Because the galaxy is enshrouded in dust, it’s very faint in visible light. The galaxy’s stars, however, heat up the dust, causing it to radiate in infrared wavelengths. The astronomers were able to find HFLS3 as they sifted through data taken by the European Space Agency’s Herschel Space Observatory, which studies the infrared universe. The data was part of the Herschel Multi-tiered Extragalactic Survey (HerMES), an effort co-coordinated by Bock to observe a large patch of the sky (roughly 1,300 times the size of the moon) with Herschel.
Amid the thousands of galaxies detected in the survey, HFLS3 appeared as just a faint dot—but a particularly red one. That caught the attention of Darren Dowell, a visiting associate at Caltech who was analyzing the HerMES data. The object’s redness meant that its light was being substantially stretched toward longer (and redder) wavelengths by the expansion of the universe. The more distant an object, the more its light is stretched, and so a very red source would be very far away.
The only other possibility would be that—because cooler objects emit light at longer wavelengths—the object might be unusually cold; the astronomers’ analysis, however, ruled out that possibility. Because it takes the light billions of years to travel across space, seeing such a distant object is equivalent to looking deep into the past.
“We were hoping to find a massive starburst galaxy at vast distances, but we did not expect that one would even exist that early in the universe,” Riechers noted.
To study HFLS3 further, the astronomers zoomed in with several other telescopes.
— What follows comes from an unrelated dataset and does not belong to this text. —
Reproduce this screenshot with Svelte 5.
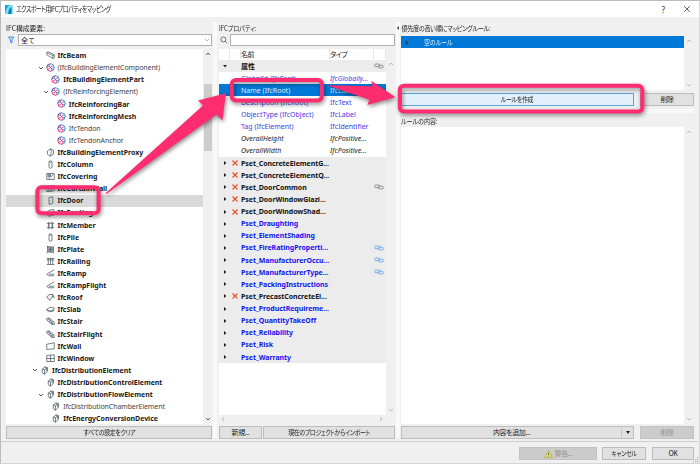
<script>
    const elements = [
        { name: "IfcBeam", icon: "beam", level: 2, bold: true },
        { name: "(IfcBuildingElementComponent)", icon: "part", level: 2, open: true },
        { name: "IfcBuildingElementPart", icon: "part", level: 3, bold: true },
        { name: "(IfcReinforcingElement)", icon: "part", level: 3, open: true },
        { name: "IfcReinforcingBar", icon: "part", level: 4, bold: true },
        { name: "IfcReinforcingMesh", icon: "part", level: 4, bold: true },
        { name: "IfcTendon", icon: "part", level: 4 },
        { name: "IfcTendonAnchor", icon: "part", level: 4 },
        { name: "IfcBuildingElementProxy", icon: "proxy", level: 2, bold: true },
        { name: "IfcColumn", icon: "column", level: 2, bold: true },
        { name: "IfcCovering", icon: "covering", level: 2, bold: true },
        { name: "IfcCurtainWall", icon: "curtain", level: 2, bold: true },
        { name: "IfcDoor", icon: "door", level: 2, bold: true },
        { name: "IfcFooting", icon: "footing", level: 2, bold: true },
        { name: "IfcMember", icon: "member", level: 2, bold: true },
        { name: "IfcPile", icon: "column", level: 2, bold: true },
        { name: "IfcPlate", icon: "plate", level: 2, bold: true },
        { name: "IfcRailing", icon: "railing", level: 2, bold: true },
        { name: "IfcRamp", icon: "ramp", level: 2, bold: true },
        { name: "IfcRampFlight", icon: "ramp", level: 2, bold: true },
        { name: "IfcRoof", icon: "roof", level: 2, bold: true },
        { name: "IfcSlab", icon: "slab", level: 2, bold: true },
        { name: "IfcStair", icon: "stair", level: 2, bold: true },
        { name: "IfcStairFlight", icon: "stair", level: 2, bold: true },
        { name: "IfcWall", icon: "wall", level: 2, bold: true },
        { name: "IfcWindow", icon: "window", level: 2, bold: true },
        { name: "IfcDistributionElement", icon: "flow", level: 1, bold: true, open: true },
        { name: "IfcDistributionControlElement", icon: "flow", level: 2, bold: true },
        { name: "IfcDistributionFlowElement", icon: "flow", level: 2, bold: true, open: true },
        { name: "IfcDistributionChamberElement", icon: "flow", level: 3 },
        { name: "IfcEnergyConversionDevice", icon: "flow", level: 3, bold: true },
    ];

    const icons = {
        beam: "M1 2l2-1 8 4v4l-2 1M1 2v3l8 5V6zM9 6l2-1",
        proxy: "M6 1L2 4v4l3 3 5-3V3zM6 1c2 3 1 7-1 10",
        column: "M4 2l2-1 2 1v8l-2 1-2-1zM4 2l2 1 2-1",
        covering: "M1 2h10v8H1zM2 3h4v3H2M2 4.500h4M6 7l4-4M3 8h3",
        curtain: "M1 3l10-1v7L1 10zM4 3v7M7 2v8M1 6l10-1",
        door: "M4 2l5-1v9l-5 1zM5.500 6v1",
        footing: "M1 6l3-3 6-1 1 3v4l-7 2-3-2zM1 6l4 1 6-2M5 7v3",
        member: "M1 3h10M1 9h10M4 1v10M8 1v10M3.200 3v6M8.800 3v6",
        plate: "M2 2l8 1v7l-8-1zM1 1l2 2M10 2l1-1M2 9l-1 2M10 10l1 1M3 4h6M3 6h6M3 8h6M4 3v6M6 3v6M8 3v6",
        railing: "M1 2h10M1 4h10M3 2v8M6 2v8M9 2v8M1 10h10",
        ramp: "M11 1L1 7l2 2h8M4 7h7",
        roof: "M1 6l3-4h5l2 4-3-1-3 5-1-2zM8 5l1-3",
        slab: "M1 6l4-3 6 1-1 3-5 1zM1 6v1l4 2 5-1V7",
        stair: "M1 2l3-1 7 6v3H8L1 4zM3 2l6 7M2 4l3-2M4 6l3-2M6 8l3-2M7 9l3-2",
        wall: "M1 3l10-2v8L1 10z",
        window: "M1 2l10-1v9H1zM6 1.500V10M1 6h10",
        flow: "M3 4l3-2 3 1v5l-3 3-3-2zM3 4l3 1 3-2M6 5v6M6 1l4 1v5",
    };

    const properties = [
        { name: "属性", group: true, open: true, link: "gray" },
        { name: "GlobalId (IfcRoot)", type: "IfcGlobally...", blue: true, italic: true },
        { name: "Name (IfcRoot)", type: "IfcLabel" },
        { name: "Description (IfcRoot)", type: "IfcText", blue: true },
        { name: "ObjectType (IfcObject)", type: "IfcLabel", blue: true },
        { name: "Tag (IfcElement)", type: "IfcIdentifier", blue: true },
        { name: "OverallHeight", type: "IfcPositive...", italic: true },
        { name: "OverallWidth", type: "IfcPositive...", italic: true },
        { name: "Pset_ConcreteElementG...", group: true, missing: true },
        { name: "Pset_ConcreteElementQ...", group: true, missing: true },
        { name: "Pset_DoorCommon", group: true, missing: true, link: "gray" },
        { name: "Pset_DoorWindowGlazi...", group: true, missing: true },
        { name: "Pset_DoorWindowShad...", group: true, missing: true },
        { name: "Pset_Draughting", group: true, blue: true },
        { name: "Pset_ElementShading", group: true, blue: true },
        { name: "Pset_FireRatingProperti...", group: true, blue: true, link: "blue" },
        { name: "Pset_ManufacturerOccu...", group: true, blue: true, link: "blue" },
        { name: "Pset_ManufacturerType...", group: true, blue: true, link: "blue" },
        { name: "Pset_PackingInstructions", group: true, blue: true },
        { name: "Pset_PrecastConcreteEl...", group: true, missing: true },
        { name: "Pset_ProductRequireme...", group: true, blue: true },
        { name: "Pset_QuantityTakeOff", group: true, blue: true },
        { name: "Pset_Reliability", group: true, blue: true },
        { name: "Pset_Risk", group: true, blue: true },
        { name: "Pset_Warranty", group: true, blue: true },
    ];

    let selectedElement = $state("IfcDoor");
    let selectedProperty = $state("Name (IfcRoot)");
</script>

{#snippet arrow(dir, dim)}
    <svg class="arrow {dir}" class:dim viewBox="0 0 6 6"><path d="M1 4l2-2 2 2" /></svg>
{/snippet}

<div class="dialog">
    <header>
        <svg class="logo" viewBox="0 0 8 9">
            <rect width="8" height="9" fill="#16a9dc" />
            <path d="M0 9C1 4 3 1 5 0h3v9H6V2C4 3 3 6 3 9z" fill="#8ddcf5" />
            <path d="M3.500 9C4 6 5 3 6.500 2V9z" fill="#087fb4" />
        </svg>
        <h1>エクスポート用IFCプロパティをマッピング</h1>
        <span class="help">?</span>
        <svg class="close" viewBox="0 0 8 8"><path d="M1.200 1.200l5.600 5.600M6.800 1.200L1.200 6.800" /></svg>
    </header>

    <main>
        <section class="elements">
            <h2>IFC構成要素:</h2>
            <div class="filter">
                <svg class="funnel" viewBox="0 0 8 8"><path d="M1.500 1h5.200L4.900 4v3L3.500 6.200V4z" /></svg>
                <div class="select"><span>全て</span>{@render arrow("down", true)}</div>
            </div>
            <div class="list">
                <ul class="tree">
                    {#each elements as item}
                        <li
                            class="level{item.level}"
                            class:bold={item.bold}
                            class:selected={selectedElement === item.name}
                        >
                            <span class="toggle">
                                {#if item.open}{@render arrow("down", false)}{/if}
                            </span>
                            {#if item.icon === "part"}
                                <svg class="icon part" viewBox="0 0 12 12">
                                    <path d="M6 1A5 5 0 0 0 1 6" stroke="#4a5aa8" />
                                    <path d="M6 1A5 5 0 0 1 11 6" stroke="#25b9cc" />
                                    <path d="M1 6A5 5 0 0 0 6 11" stroke="#ee3d80" />
                                    <path d="M11 6A5 5 0 0 1 6 11" stroke="#3e9fd0" />
                                    <path d="M6 1c-3 2-1 4 0 5s3 3 0 5" stroke="#ea3d7c" />
                                    <path d="M1 6c2-3 4-1 5 0s3 3 5 0" stroke="#4765b3" />
                                    <path d="M6 6c2-3 3-2 4-2M6 6c-2 3-3 2-4 2" stroke="#e13577" />
                                </svg>
                            {:else}
                                <svg class="icon" viewBox="0 0 12 12"><path d={icons[item.icon]} /></svg>
                            {/if}
                            <span class="name">{item.name}</span>
                        </li>
                    {/each}
                </ul>
                <div class="scroll">
                    {@render arrow("up", false)}
                    <div class="thumb"></div>
                    {@render arrow("down", false)}
                </div>
            </div>
            <button><span class="narrow">すべての設定をクリア</span></button>
        </section>

        <div class="splitter"></div>

        <section class="properties">
            <h2>IFCプロパティ:</h2>
            <div class="filter">
                <svg class="search" viewBox="0 0 8 8"><circle cx="3.400" cy="3.400" r="2.500" /><path d="M5.200 5.200l2 2" /></svg>
                <div class="select"></div>
            </div>
            <div class="list">
                <div class="table">
                    <div class="head">
                        <span></span><span></span><span>名前</span><span>タイプ</span><span></span>
                    </div>
                    {#each properties as prop}
                        <div
                            class="prop"
                            class:group={prop.group}
                            class:blue={prop.blue}
                            class:italic={prop.italic}
                            class:selected={selectedProperty === prop.name}
                        >
                            <span class="expand">
                                {#if prop.group}
                                    <svg class:open={prop.open} viewBox="0 0 4 4"><path d="M1 0l2.400 2L1 4z" /></svg>
                                {/if}
                            </span>
                            <span class="mark">
                                {#if prop.missing}
                                    <svg viewBox="0 0 6 6"><path d="M.5.5l5 5M5.500.5l-5 5" /></svg>
                                {/if}
                            </span>
                            <span class="name">{prop.name}</span>
                            <span class="type">{prop.type ?? ""}</span>
                            {#if prop.link}
                                <svg class="link {prop.link}" viewBox="0 0 10 6">
                                    <rect x=".7" y="1" width="5" height="2.700" rx="1.200" />
                                    <rect x="4.300" y="2.200" width="5" height="2.700" rx="1.200" />
                                </svg>
                            {/if}
                        </div>
                    {/each}
                </div>
                <div class="scroll">{@render arrow("up", true)}{@render arrow("down", true)}</div>
            </div>
            <div class="hscroll">{@render arrow("left", true)}{@render arrow("right", true)}</div>
            <div class="buttons">
                <button class="new">新規...</button>
                <button class="import"><span class="narrow">現在のプロジェクトからインポート</span></button>
            </div>
        </section>

        <div class="splitter"></div>

        <section class="rules">
            <h2><i></i>優先度の高い順にマッピングルール:</h2>
            <div class="list rule-list">
                <div class="box">
                    <div class="rule">
                        <svg viewBox="0 0 4 6"><path d="M0 2.500L2 .5l2 2zM0 3.500l2 2 2-2z" /></svg>
                        <span class="narrow">空のルール</span>
                    </div>
                </div>
                <div class="scroll">{@render arrow("up", true)}{@render arrow("down", true)}</div>
            </div>
            <div class="buttons">
                <button class="create"><span class="narrow">ルールを作成</span></button>
                <button class="delete">削除</button>
            </div>
            <div class="divider"></div>
            <h3>ルールの内容:</h3>
            <div class="list content-list">
                <div class="box"></div>
                <div class="scroll">{@render arrow("up", true)}{@render arrow("down", true)}</div>
            </div>
            <div class="buttons">
                <button class="add"><span>内容を追加...</span><i></i></button>
                <button class="delete" disabled>削除</button>
            </div>
        </section>
    </main>

    <footer>
        <button class="warn" disabled>
            <svg viewBox="0 0 9 8"><path d="M4.500.5l4 7h-8z" fill="#e6df55" stroke="#a6a04c" stroke-width=".6" /><path d="M4.500 2.800v2.400M4.500 6v.7" stroke="#555" stroke-width=".8" /></svg>
            警告...
        </button>
        <button class="cancel"><span class="narrow">キャンセル</span></button>
        <button class="ok">OK</button>
    </footer>

    <svg class="grip" viewBox="0 0 6 6"><path d="M4 0h1.300v1.300H4zM2 2h1.300v1.300H2zM4 2h1.300v1.300H4zM0 4h1.300v1.300H0zM2 4h1.300v1.300H2zM4 4h1.300v1.300H4z" /></svg>

    <!-- callouts that lead from the element to the rule button -->
    <svg class="callouts" viewBox="0 0 700 464">
        <rect x="37.400" y="187.200" width="61.200" height="26.100" rx="4" />
        <rect x="231.800" y="80" width="90" height="20.500" rx="4" />
        <rect x="399.800" y="85.700" width="242.500" height="25.800" rx="4" />
        <path d="M105.500 193.300L203 105.500L198 100.500L226 93.300L222.300 120.500L216.500 114.500L106.500 194z" />
        <path d="M327 85.200L372.500 86.200L371.300 80.800L395.500 97.300L367.300 105L369.300 99.700z" />
    </svg>
</div>

<style>
    :global(body) {
        background: #f0f0f0;
    }

    .dialog {
        position: relative;
        box-sizing: border-box;
        width: 700px;
        height: 464px;
        display: flex;
        flex-direction: column;
        overflow: hidden;
        background: #f0f0f0;
        border: 1px solid #bcbcbc;
        border-right-color: #d8d8d8;
        border-bottom-color: #d5d5d5;
        font-family: "Noto Sans", "Noto Sans CJK JP", sans-serif;
        font-size: 7px;
        color: #222;
    }

    svg {
        display: block;
        flex: none;
        fill: none;
    }

    header {
        height: 16px;
        flex: none;
        display: flex;
        align-items: center;
        padding: 0 8px 0 4px;
        background: #fff;
    }

    .logo {
        width: 8px;
        height: 9px;
        margin-right: 3px;
    }

    h1,
    h2,
    h3 {
        margin: 0;
        font-family: "Noto Sans CJK JP", sans-serif;
        font-weight: 400;
        font-size: 7px;
        line-height: 12px;
        white-space: nowrap;
        font-feature-settings: "palt";
        transform-origin: left;
    }

    h1 {
        letter-spacing: -0.7px;
        font-size: 7.5px;
        transform: scaleX(0.8);
    }

    .narrow {
        display: inline-block;
        transform: scaleX(0.85);
    }

    .help {
        margin-left: auto;
        margin-right: 18px;
        font-size: 8px;
    }

    .close {
        width: 8px;
        height: 8px;
        stroke: #333;
        stroke-width: 0.8;
    }

    main {
        height: 424px;
        flex: none;
        display: flex;
    }

    section {
        display: flex;
        flex-direction: column;
        padding-top: 5px;
    }

    .elements {
        width: 206px;
        margin-left: 5px;
    }

    .elements h2 {
        transform: scaleX(0.97);
    }

    .properties {
        width: 176px;
        margin-left: 2px;
    }

    .properties h2 {
        transform: scaleX(0.86);
    }

    .rules {
        width: 293px;
        margin-left: 1px;
    }

    .splitter {
        width: 4px;
        margin: 5px 0 3px 1px;
        background: #f9f9f9;
    }

    .filter {
        display: flex;
        align-items: center;
        height: 12px;
        margin-bottom: 3px;
    }

    .funnel {
        width: 8px;
        height: 8px;
        margin: 0 3px 0 1px;
        stroke: #2f82e8;
        stroke-width: 0.9;
        fill: #d7e9ff;
    }

    .search {
        width: 8px;
        height: 8px;
        margin: 0 2px 0 1px;
        stroke: #555;
        stroke-width: 0.8;
    }

    .select {
        flex: 1;
        height: 12px;
        box-sizing: border-box;
        display: flex;
        align-items: center;
        justify-content: space-between;
        padding: 0 1px 0 2px;
        background: #fff;
        border: 1px solid #b0b0b0;
    }

    .arrow {
        width: 6px;
        height: 6px;
        stroke: #444;
        stroke-width: 0.9;
    }

    .arrow.dim {
        stroke: #aaa;
        stroke-width: 0.8;
    }

    .arrow.down {
        transform: rotate(180deg);
    }

    .arrow.left {
        transform: rotate(-90deg);
    }

    .arrow.right {
        transform: rotate(90deg);
    }

    .list {
        display: flex;
    }

    .elements .list {
        height: 375px;
        margin-bottom: 2px;
    }

    .tree {
        flex: 1;
        margin: 0;
        padding: 0.500px 0 0;
        box-sizing: border-box;
        overflow: hidden;
        list-style: none;
        background: #fff;
    }

    li {
        display: flex;
        align-items: center;
        height: 12.120px;
        font-size: 7px;
        letter-spacing: -0.1px;
        color: #444;
    }

    li.bold {
        font-weight: 700;
        letter-spacing: -0.03px;
        color: #1a1a1a;
    }

    li.selected {
        background: #d9d9d9;
    }

    .level1 {
        padding-left: 26px;
    }

    .level2 {
        padding-left: 31.500px;
    }

    .level3 {
        padding-left: 37.200px;
    }

    .level4 {
        padding-left: 42.800px;
    }

    .toggle {
        width: 8px;
    }

    .icon {
        width: 9px;
        height: 9px;
        margin-right: 3px;
        stroke: #4a5961;
        stroke-width: 1;
    }

    .icon.part {
        stroke-width: 1.300;
    }

    li .name {
        padding-top: 1px;
    }

    .name,
    .type {
        line-height: 12px;
        white-space: nowrap;
    }

    .scroll {
        width: 9px;
        flex: none;
        display: flex;
        flex-direction: column;
        align-items: center;
        justify-content: space-between;
        padding: 2px 0;
        box-sizing: border-box;
    }

    .thumb {
        width: 8px;
        height: 67px;
        margin: 27px 0 auto;
        background: #cdcdcd;
    }

    button {
        box-sizing: border-box;
        height: 13px;
        flex: none;
        padding: 0;
        display: flex;
        align-items: center;
        justify-content: center;
        border: 1px solid #bcbcbc;
        border-radius: 0;
        background: #e1e1e1;
        color: #222;
        font-family: "Noto Sans CJK JP", sans-serif;
        font-size: 7px;
        line-height: 11px;
        font-feature-settings: "palt";
        letter-spacing: -0.4px;
        white-space: nowrap;
    }

    button:disabled {
        background: #cccccc;
        border-color: #c2c2c2;
        color: #929292;
    }

    .properties .list {
        height: 366px;
    }

    .table {
        width: 167px;
        background: #fff;
    }

    .head,
    .prop {
        display: grid;
        grid-template-columns: 11px 11px 89px 44px 12px;
        align-items: center;
        height: 12.125px;
    }

    .head {
        height: 10.500px;
        font-family: "Noto Sans CJK JP", sans-serif;
    }

    .head span {
        height: 10px;
        line-height: 10px;
        box-sizing: border-box;
        border-right: 1px solid #e5e5e5;
        font-feature-settings: "palt";
        letter-spacing: -0.4px;
    }

    .prop .name,
    .prop .type {
        padding-top: 1px;
    }

    .prop.group {
        background: #ececec;
        font-weight: 700;
        color: #111;
        letter-spacing: -0.05px;
    }

    .prop.blue {
        color: #3b3bea;
    }

    .prop.group.blue {
        color: #1414f0;
    }

    .prop.italic {
        font-style: italic;
    }

    .prop.selected {
        background: #0078d7;
        color: #dcefff;
    }

    .expand svg {
        width: 4px;
        height: 4px;
        margin-left: 4px;
        fill: #222;
    }

    .expand .open {
        transform: rotate(90deg);
    }

    .mark svg {
        width: 6px;
        height: 6px;
        margin-left: 2px;
        stroke: #f04a23;
        stroke-width: 1.100;
    }

    .link {
        width: 10px;
        height: 6px;
        stroke-width: 0.8;
    }

    .link.gray {
        stroke: #777f85;
    }

    .link.blue {
        stroke: #5ca2ec;
    }

    .properties .scroll {
        padding: 12px 0 2px;
    }

    .hscroll {
        width: 167px;
        height: 8px;
        display: flex;
        align-items: center;
        justify-content: space-between;
        padding: 0 2px 0 1px;
        box-sizing: border-box;
    }

    .hscroll + .buttons {
        margin-top: 3px;
    }

    .buttons {
        display: flex;
        justify-content: space-between;
    }

    .new {
        width: 43px;
    }

    .import {
        width: 132px;
    }

    .rules h2 {
        display: flex;
        align-items: center;
        letter-spacing: -0.4px;
        margin-left: -4px;
        transform: scaleX(0.88);
    }

    .rules h2 i {
        border: 2px solid transparent;
        border-right-color: #222;
        border-left: 0;
        margin-right: 3px;
    }

    .rules h3 {
        transform: scaleX(0.86);
    }

    .box {
        width: 283px;
        background: #fff;
    }

    .rule-list {
        height: 54px;
        margin: 2px 0 3px;
    }

    .rule {
        display: flex;
        align-items: center;
        height: 12px;
        padding-left: 4px;
        background: #0078d7;
        color: #e6f3ff;
        font-family: "Noto Sans CJK JP", sans-serif;
        font-feature-settings: "palt";
    }

    .rule svg {
        width: 3px;
        height: 5px;
        margin-right: 16px;
        fill: #07192b;
    }

    .rule .narrow {
        transform-origin: left;
    }

    .create {
        width: 233px;
        background: #e1f0fa;
        border-color: #5ba5dc;
    }

    .delete {
        width: 54px;
    }

    .divider {
        height: 4px;
        margin: 3px 0 2px;
        background: #f8f8f8;
    }

    .content-list {
        height: 297px;
        margin-bottom: 2px;
    }

    .add {
        width: 233px;
    }

    .add span {
        flex: 1;
    }

    .add i {
        width: 11px;
        height: 11px;
        display: flex;
        align-items: center;
        justify-content: center;
        border-left: 1px solid #c8c8c8;
    }

    .add i::after {
        content: "";
        border: 2px solid transparent;
        border-top: 3px solid #222;
        border-bottom: 0;
    }

    footer {
        display: flex;
        justify-content: flex-end;
        padding: 5px 4px 0 0;
        margin-right: 1px;
        flex: 1;
        border-top: 1px solid #cfcfcf;
    }

    .warn {
        width: 78px;
        margin-right: 5px;
    }

    .warn svg {
        width: 9px;
        height: 8px;
        margin-right: 2px;
    }

    .cancel {
        width: 44px;
        margin-right: 6px;
    }

    .ok {
        width: 42px;
    }

    .grip {
        position: absolute;
        right: 0;
        bottom: 0;
        width: 6px;
        height: 6px;
        fill: #bbb;
    }

    .callouts {
        position: absolute;
        top: -1px;
        left: -1px;
        width: 700px;
        height: 464px;
        pointer-events: none;
        filter: drop-shadow(1px 2px 2px rgba(0, 0, 0, 0.45));
    }

    .callouts rect {
        stroke: #ff2d70;
        stroke-width: 4;
    }

    .callouts path {
        fill: #ff2d70;
    }
</style>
Using the Combined Array for Research in Millimeter-Wave Astronomy (CARMA)—a series of telescope dishes that Caltech helps operate in the Inyo Mountains of California—as well as the Z-Spec instrument on the Caltech Submillimeter Observatory on Mauna Kea in Hawaii, the team was able to study the chemical composition of the galaxy in detail—in particular, the presence of water and carbon monoxide—and measure its distance. The researchers also used the 10-meter telescope at the W. M. Keck Observatory on Mauna Kea to determine to what extent HFLS3 was gravitationally lensed.
This galaxy is the first such object in the HerMES survey to be analyzed in detail. This type of galaxy is rare, the astronomers say, but to determine just how rare, they will pursue more follow-up studies to see if they can find more of them lurking in the HerMES data. These results also hint at what may soon be discovered with larger infrared observatories, such as the new Atacama Large Millimeter/submillimeter Array (ALMA) in Chile and the planned Cerro Chajnantor Atacama Telescope (CCAT), of which Caltech is a partner institution.